Climate and Environment
A new flagship UN report on climate change out Monday indicating that harmful carbon emissions from 2010-2019 have never been higher in human history, is proof that the world is on a “fast track” to disaster, António Guterres has warned, with scientists arguing that it’s ‘now or never’ to limit global warming to 1.5 degrees. Reacting to the latest findings of the Intergovernmental Panel on Climate Change (IPCC), the UN Secretary-General insisted that unless governments everywhere reassess their energy policies, the world will be uninhabitable.
The UN chief added: “This is not fiction or exaggeration. It is what science tells us will result from our current energy policies. We are on a pathway to global warming of more than double the 1.5-degree (Celsius, or 2.7-degrees Fahreinheit) limit” that was agreed in Paris in 2015. Providing the scientific proof to back up that damning assessment, the IPCC report – written by hundreds of leading scientists and agreed by 195 countries – noted that greenhouse gas emissions generated by human activity, have increased since 2010 “across all major sectors globally”.
An increasing share of emissions can be attributed to towns and cities, the report’s authors continued, adding just as worryingly, that emissions reductions clawed back in the last decade or so “have been less than emissions increases, from rising global activity levels in industry, energy supply, transport, agriculture and buildings”. Striking a more positive note – and insisting that it is still possible to halve emissions by 2030 – the IPCC urged governments to ramp up action to curb emissions.

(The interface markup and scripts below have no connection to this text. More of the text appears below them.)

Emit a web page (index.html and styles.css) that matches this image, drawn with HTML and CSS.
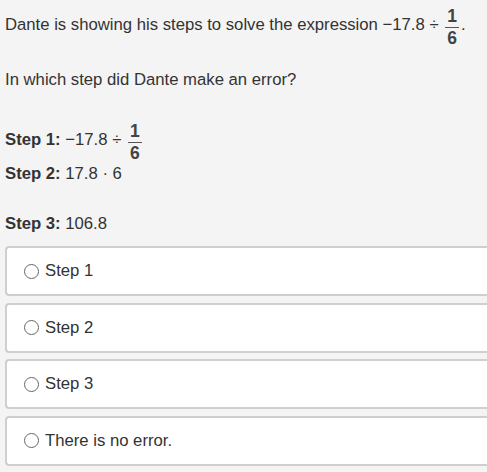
FILE: index.html
```html
<!DOCTYPE html>
<html>
<head>
<meta charset="utf-8">
<link rel="stylesheet" href="styles.css">
</head>
<body>
<div class="page">
  <p class="intro">Dante is showing his steps to solve the expression −17.8 ÷ <span class="frac"><span class="num">1</span><span class="den">6</span></span>.</p>
  <p class="ask">In which step did Dante make an error?</p>
  <p class="step step1"><b>Step 1:</b> −17.8 ÷ <span class="frac"><span class="num">1</span><span class="den">6</span></span></p>
  <p class="step step2"><b>Step 2:</b> 17.8 · 6</p>
  <p class="step step3"><b>Step 3:</b> 106.8</p>
  <div class="options">
    <label class="opt"><span class="radio"></span><span>Step 1</span></label>
    <label class="opt"><span class="radio"></span><span>Step 2</span></label>
    <label class="opt"><span class="radio"></span><span>Step 3</span></label>
    <label class="opt"><span class="radio"></span><span>There is no error.</span></label>
  </div>
</div>
</body>
</html>
```
FILE: styles.css
```css
html, body {
  margin: 0;
  padding: 0;
  background: #f4f4f4;
  overflow: hidden;
}
body {
  font-family: "Liberation Sans", Arial, sans-serif;
  font-size: 16.7px;
  color: #333;
}
.page {
  padding: 0 0 0 5px;
}
p {
  margin: 0;
  line-height: 20px;
}
.intro {
  padding-top: 7px;
}
.ask {
  margin-top: 22px;
}
.step1 {
  margin-top: 32px;
}
.step2 {
  margin-top: 1px;
}
.step3 {
  margin-top: 30px;
}
.frac {
  display: inline-flex;
  flex-direction: column;
  align-items: stretch;
  vertical-align: 8px;
  padding: 0 2px;
  font-size: 17.5px;
  font-weight: bold;
  color: #444;
  text-align: center;
}
.num {
  line-height: 19px;
  padding-bottom: 1px;
  border-bottom: 1px solid #555;
  padding-left: 2px;
  padding-right: 2px;
}
.den {
  line-height: 19px;
  padding-top: 1px;
}
.options {
  margin-top: 12px;
  display: flex;
  flex-direction: column;
  gap: 6.5px;
}
.opt {
  display: flex;
  align-items: center;
  gap: 6px;
  height: 46px;
  padding-left: 17px;
  background: #fff;
  border: 2px solid #cfcfcf;
  border-right: none;
  border-radius: 4px 0 0 4px;
}
.radio {
  width: 13px;
  height: 13px;
  border: 1px solid #666;
  border-radius: 50%;
  background: #fff;
}
```
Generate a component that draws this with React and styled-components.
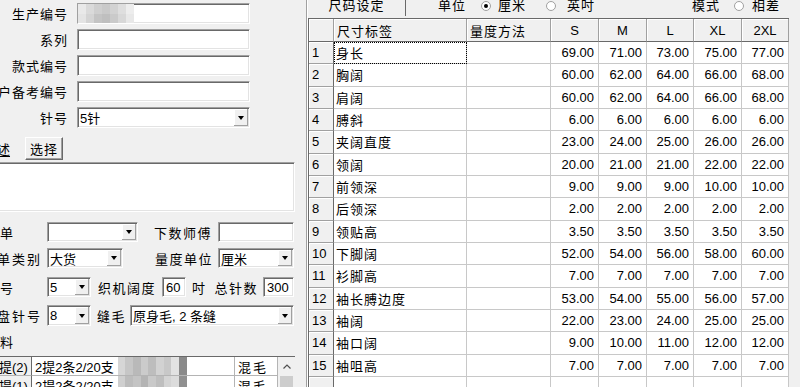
import React from 'react';
import styled, { createGlobalStyle, css } from 'styled-components';

const GlobalStyle = createGlobalStyle`
  html, body {
    margin: 0;
    padding: 0;
    background: #f0f0f0;
    overflow: hidden;
  }
  body {
    font-family: "Liberation Sans", "Noto Sans CJK SC", sans-serif;
    font-size: 13px;
    color: #000;
  }
  * { box-sizing: border-box; }
`;

const sunken = css`
  background: #fff;
  border: 1px solid;
  border-color: #a0a0a0 #fff #fff #a0a0a0;
  box-shadow: inset 1px 1px 0 #696969, inset -1px -1px 0 #e3e3e3;
`;

const raised = css`
  background: #f0f0f0;
  border: 1px solid;
  border-color: #fff #696969 #696969 #fff;
  box-shadow: inset -1px -1px 0 #a0a0a0;
`;

const Page = styled.div`
  display: flex;
  width: 800px;
  height: 387px;
  overflow: hidden;
  background: #f0f0f0;
`;

/* ---------- left form ---------- */

const LeftPanel = styled.div`
  width: 307px;
  flex: none;
  border-right: 1px solid #a0a0a0;
  padding-top: 3px;
  display: flex;
  flex-direction: column;

  & > * {
    flex-shrink: 0;
  }
`;

const FieldRow = styled.div`
  display: flex;
  align-items: center;
  height: 21px;
  margin-bottom: 5px;
`;

const FieldLabel = styled.div`
  width: 68px;
  flex: none;
  margin-right: 9px;
  display: flex;
  justify-content: flex-end;
  white-space: nowrap;
  letter-spacing: 1px;
`;

const TextBox = styled.div`
  ${sunken};
  width: ${p => p.$w}px;
  height: ${p => p.$h || 21}px;
  flex: none;
  display: flex;
  align-items: center;
  padding-left: ${p => (p.$flush ? 0 : 3)}px;
  overflow: hidden;
  white-space: nowrap;
`;

const SelectText = styled.span`
  flex: 1;
  padding-left: 2px;
  white-space: nowrap;
  overflow: hidden;
`;

const DropButton = styled.span`
  width: 14px;
  height: ${p => p.$h}px;
  margin-right: 1px;
  flex: none;
  display: flex;
  align-items: center;
  justify-content: center;
  background: #f0f0f0;
  box-shadow: inset -1px -1px 0 #a0a0a0, inset 1px 1px 0 #fff;

  &::after {
    content: '';
    width: 0;
    height: 0;
    border-left: 3.5px solid transparent;
    border-right: 3.5px solid transparent;
    border-top: 4px solid #000;
  }
`;

const Select = ({ w, h = 21, children }) => (
  <TextBox $w={w} $h={h} $flush>
    <SelectText>{children}</SelectText>
    <DropButton $h={h - 4} />
  </TextBox>
);

const Mosaic = styled.div`
  display: grid;
  grid-template-columns: repeat(${p => p.$cols}, 1fr);
  width: ${p => p.$w}px;
  align-self: stretch;
  margin-left: ${p => p.$ml || 0}px;
  flex: none;
`;

const Tile = styled.span`
  background: ${p => p.$c};
`;

const DescRow = styled.div`
  display: flex;
  align-items: center;
  height: 23px;
  margin-top: 4px;
`;

const DescLabel = styled.span`
  width: 28px;
  margin-left: -3px;
  flex: none;
  text-decoration: underline;
  text-underline-offset: 2px;
`;

const Button = styled.div`
  ${raised};
  width: 38px;
  height: 23px;
  display: flex;
  align-items: center;
  justify-content: center;
  letter-spacing: 1px;
`;

const TextArea = styled.div`
  ${sunken};
  width: 297px;
  height: 50px;
  margin: 2px 0 0 -2px;
`;

const LowerRow = styled.div`
  display: flex;
  align-items: center;
  height: ${p => p.$h || 20}px;
  margin-top: ${p => p.$mt}px;
`;

const Lbl = styled.span`
  width: ${p => p.$w}px;
  flex: none;
  display: flex;
  justify-content: ${p => (p.$right ? 'flex-end' : 'flex-start')};
  padding-right: ${p => p.$pr || 0}px;
  padding-left: ${p => p.$pl || 0}px;
  margin-left: ${p => p.$shift || 0}px;
  white-space: nowrap;
  letter-spacing: ${p => p.$ls ?? 1.5}px;
`;

const ListWrap = styled.div`
  display: flex;
  width: 297px;
  margin: 7px 0 0 -2px;
  border-top: 1px solid #696969;
`;

const ListGrid = styled.div`
  display: grid;
  grid-template-columns: 34px 203px 43px;
  grid-auto-rows: 19px;
  background: #fff;
`;

const ListCell = styled.div`
  display: flex;
  align-items: center;
  white-space: nowrap;
  overflow: hidden;
  border-right: 1px solid ${p => (p.$head ? '#696969' : '#b4b4b4')};
  border-bottom: 1px solid #b4b4b4;
  background: ${p => (p.$head ? '#f0f0f0' : '#fff')};
  padding-left: ${p => p.$pl ?? 3}px;
  letter-spacing: ${p => p.$ls || 0}px;
`;

const ScrollBar = styled.div`
  width: 17px;
  display: flex;
  flex-direction: column;
  align-items: center;
  background: #f0f0f0;
`;

const ScrollArrow = styled.div`
  height: 19px;
  width: 17px;
  display: flex;
  align-items: center;
  justify-content: center;
`;

const ScrollThumb = styled.div`
  width: 13px;
  height: 40px;
  background: #cdcdcd;
`;

/* ---------- right sheet ---------- */

const RightPanel = styled.div`
  flex: 1;
  border-left: 1px solid #fff;
  display: flex;
  flex-direction: column;

  & > * {
    flex-shrink: 0;
  }
`;

const TopBar = styled.div`
  display: flex;
  align-items: flex-start;
  height: 18px;
`;

const Tab = styled.div`
  width: 98px;
  height: 16px;
  flex: none;
  background: #f0f0f0;
  border-right: 1px solid #696969;
  display: flex;
  justify-content: center;
  line-height: 12px;
  letter-spacing: 1px;
`;

const BarText = styled.span`
  margin-left: ${p => p.$ml}px;
  line-height: 12px;
  letter-spacing: 1px;
  white-space: nowrap;
`;

const Radio = styled.span`
  width: 10px;
  height: 10px;
  margin: 1px 0 0 ${p => p.$ml}px;
  flex: none;
  border-radius: 50%;
  background: #fff;
  border: 1px solid #a0a0a0;
  display: flex;
  align-items: center;
  justify-content: center;

  &::after {
    content: '';
    width: 4px;
    height: 4px;
    border-radius: 50%;
    background: ${p => (p.$on ? '#000' : 'transparent')};
  }
`;

const Sheet = styled.div`
  display: grid;
  grid-template-columns: 25px 133px 84px 48px 48px 47px 48px 47px;
  grid-template-rows: 23px repeat(16, 22.33px);
  width: 481px;
  border-left: 1px solid #696969;
  border-top: 1px solid #696969;
  background: #fff;
`;

const ColHead = styled.div`
  background: #f0f0f0;
  border-right: 1px solid #a0a0a0;
  border-bottom: 1px solid #696969;
  box-shadow: inset 1px 1px 0 #fff;
  display: flex;
  align-items: center;
  justify-content: ${p => (p.$center ? 'center' : 'flex-start')};
  padding-left: ${p => (p.$center ? 0 : 3)}px;
  letter-spacing: ${p => (p.$center ? 0 : 1)}px;
  white-space: nowrap;
`;

const RowHead = styled.div`
  background: #f0f0f0;
  border-right: 1px solid #696969;
  border-bottom: 1px solid #a0a0a0;
  box-shadow: inset 1px 1px 0 #fff;
  display: flex;
  align-items: center;
  padding-left: 3px;
`;

const Cell = styled.div`
  border-right: 1px solid #c8c8c8;
  border-bottom: 1px solid #c8c8c8;
  display: flex;
  align-items: center;
  justify-content: ${p => (p.$num ? 'flex-end' : 'flex-start')};
  padding: 0 4px 0 2px;
  letter-spacing: ${p => (p.$num ? 0 : 1)}px;
  white-space: nowrap;
  outline: ${p => (p.$focus ? '1px dotted #000' : 'none')};
  outline-offset: -1px;
`;

const sizes = ['S', 'M', 'L', 'XL', '2XL'];

const rows = [
  ['身长', '69.00', '71.00', '73.00', '75.00', '77.00'],
  ['胸阔', '60.00', '62.00', '64.00', '66.00', '68.00'],
  ['肩阔', '60.00', '62.00', '64.00', '66.00', '68.00'],
  ['膊斜', '6.00', '6.00', '6.00', '6.00', '6.00'],
  ['夹阔直度', '23.00', '24.00', '25.00', '26.00', '26.00'],
  ['领阔', '20.00', '21.00', '21.00', '22.00', '22.00'],
  ['前领深', '9.00', '9.00', '9.00', '10.00', '10.00'],
  ['后领深', '2.00', '2.00', '2.00', '2.00', '2.00'],
  ['领贴高', '3.50', '3.50', '3.50', '3.50', '3.50'],
  ['下脚阔', '52.00', '54.00', '56.00', '58.00', '60.00'],
  ['衫脚高', '7.00', '7.00', '7.00', '7.00', '7.00'],
  ['袖长膊边度', '53.00', '54.00', '55.00', '56.00', '57.00'],
  ['袖阔', '22.00', '23.00', '24.00', '25.00', '25.00'],
  ['袖口阔', '9.00', '10.00', '11.00', '12.00', '12.00'],
  ['袖咀高', '7.00', '7.00', '7.00', '7.00', '7.00'],
];

const idMosaic = [
  '#e9e9e9', '#dadada', '#cfcfcf', '#c9c9c9', '#d2d2d2', '#dedede', '#ededed',
  '#e4e4e4', '#d4d4d4', '#c4c4c4', '#bfbfbf', '#cacaca', '#d8d8d8', '#e8e8e8',
];

const yarnMosaic = [
  ['#d6d6d6', '#c6c6c6', '#b9b9b9', '#cbcbcb', '#bdbdbd', '#d2d2d2', '#c8c8c8', '#e2e2e2', '#8a8a8a'],
  ['#cfcfcf', '#bcbcbc', '#c4c4c4', '#b4b4b4', '#c9c9c9', '#bebebe', '#d4d4d4', '#dcdcdc', '#909090'],
];

const yarns = [
  { code: '提(2)', name: '2提2条2/20支', kind: '混毛' },
  { code: '提(1)', name: '2提2条2/20支', kind: '混毛' },
];

const UpIcon = () => (
  <svg width="8" height="5" viewBox="0 0 8 5">
    <polyline points="0.5,4.5 4,1 7.5,4.5" fill="none" stroke="#505050" strokeWidth="1.2" />
  </svg>
);

export default function App() {
  return (
    <>
      <GlobalStyle />
      <Page>
        <LeftPanel>
          <FieldRow>
            <FieldLabel>生产编号</FieldLabel>
            <TextBox $w={173} $flush>
              <Mosaic $cols={7} $w={56}>
                {idMosaic.map((c, i) => <Tile key={i} $c={c} />)}
              </Mosaic>
            </TextBox>
          </FieldRow>
          <FieldRow>
            <FieldLabel>系列</FieldLabel>
            <TextBox $w={173} />
          </FieldRow>
          <FieldRow>
            <FieldLabel>款式编号</FieldLabel>
            <TextBox $w={173} />
          </FieldRow>
          <FieldRow>
            <FieldLabel>客户备考编号</FieldLabel>
            <TextBox $w={173} />
          </FieldRow>
          <FieldRow>
            <FieldLabel>针号</FieldLabel>
            <Select w={173}>5针</Select>
          </FieldRow>

          <DescRow>
            <DescLabel>述</DescLabel>
            <Button>选择</Button>
          </DescRow>
          <TextArea />

          <LowerRow $mt={10}>
            <Lbl $w={47}>单</Lbl>
            <Select w={91} h={20} />
            <Lbl $w={80} $right $pr={6}>下数师傅</Lbl>
            <TextBox $w={76} $h={20} />
          </LowerRow>
          <LowerRow $mt={6}>
            <Lbl $w={50} $shift={-3} $ls={2}>单类别</Lbl>
            <Select w={76} h={20}>大货</Select>
            <Lbl $w={95} $right $pr={5}>量度单位</Lbl>
            <Select w={76} h={20}>厘米</Select>
          </LowerRow>
          <LowerRow $mt={9}>
            <Lbl $w={47}>号</Lbl>
            <Select w={44} h={20}>5</Select>
            <Lbl $w={71} $right $pr={6}>织机阔度</Lbl>
            <TextBox $w={24} $h={20}>60</TextBox>
            <Lbl $w={21} $pl={6}>吋</Lbl>
            <Lbl $w={56} $right $pr={5}>总针数</Lbl>
            <TextBox $w={31} $h={20}>300</TextBox>
          </LowerRow>
          <LowerRow $mt={8} $h={21}>
            <Lbl $w={50} $shift={-3} $ls={2}>盘针号</Lbl>
            <Select w={44} h={21}>8</Select>
            <Lbl $w={39} $right $pr={4}>缝毛</Lbl>
            <Select w={164} h={21}>原身毛, 2 条缝</Select>
          </LowerRow>
          <LowerRow $mt={7} $h={16}>
            <Lbl $w={20}>料</Lbl>
          </LowerRow>

          <ListWrap>
            <ListGrid>
              {yarns.map((y, r) => (
                <React.Fragment key={r}>
                  <ListCell $head $pl={1}>{y.code}</ListCell>
                  <ListCell>
                    {y.name}
                    <Mosaic $cols={9} $w={69} $ml={4}>
                      {yarnMosaic[r].map((c, i) => <Tile key={i} $c={c} />)}
                    </Mosaic>
                  </ListCell>
                  <ListCell $ls={2}>{y.kind}</ListCell>
                </React.Fragment>
              ))}
            </ListGrid>
            <ScrollBar>
              <ScrollArrow>
                <UpIcon />
              </ScrollArrow>
              <ScrollThumb />
            </ScrollBar>
          </ListWrap>
        </LeftPanel>

        <RightPanel>
          <TopBar>
            <Tab>尺码设定</Tab>
            <BarText $ml={32}>单位</BarText>
            <Radio $ml={15} $on />
            <BarText $ml={7}>厘米</BarText>
            <Radio $ml={20} />
            <BarText $ml={11}>英吋</BarText>
            <BarText $ml={97}>模式</BarText>
            <Radio $ml={14} />
            <BarText $ml={8}>相差</BarText>
          </TopBar>

          <Sheet>
            <ColHead />
            <ColHead>尺寸标签</ColHead>
            <ColHead>量度方法</ColHead>
            {sizes.map(s => (
              <ColHead key={s} $center>{s}</ColHead>
            ))}
            {rows.map(([name, ...vals], i) => (
              <React.Fragment key={name}>
                <RowHead>{i + 1}</RowHead>
                <Cell $focus={i === 0}>{name}</Cell>
                <Cell />
                {vals.map((v, j) => (
                  <Cell key={j} $num>{v}</Cell>
                ))}
              </React.Fragment>
            ))}
            <RowHead />
            {Array.from({ length: 7 }, (_, j) => <Cell key={j} />)}
          </Sheet>
        </RightPanel>
      </Page>
    </>
  );
}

The UN body also welcomed the significant decrease in the cost of renewable energy sources since 2010, by as much as 85 per cent for solar and wind energy, and batteries.
Methane would also need to be reduced by about a third, the report’s authors continued, adding that even if this was achieved, it was “almost inevitable that we will temporarily exceed this temperature threshold”, although the world “could return to below it by the end of the century”.
Now or never
“It’s now or never, if we want to limit global warming to 1.5°C (2.7°F); without immediate and deep emissions reductions across all sectors, it will be impossible,” said Jim Skea, Co-Chair of IPCC Working Group III, which released the latest report.
A great deal of importance is attached to IPCC assessments because they provide governments with scientific information that they can use to develop climate policies. They also play a key role in international negotiations to tackle climate change. Echoing that message, IPCC Working Group III Co-Chair, Priyadarshi Shukla, insisted that “the right policies, infrastructure and technology…to enable changes to our lifestyles and behaviour, can result in a 40 to 70 per cent reduction in greenhouse gas emissions by 2050. “The evidence also shows that these lifestyle changes can improve our health and wellbeing.”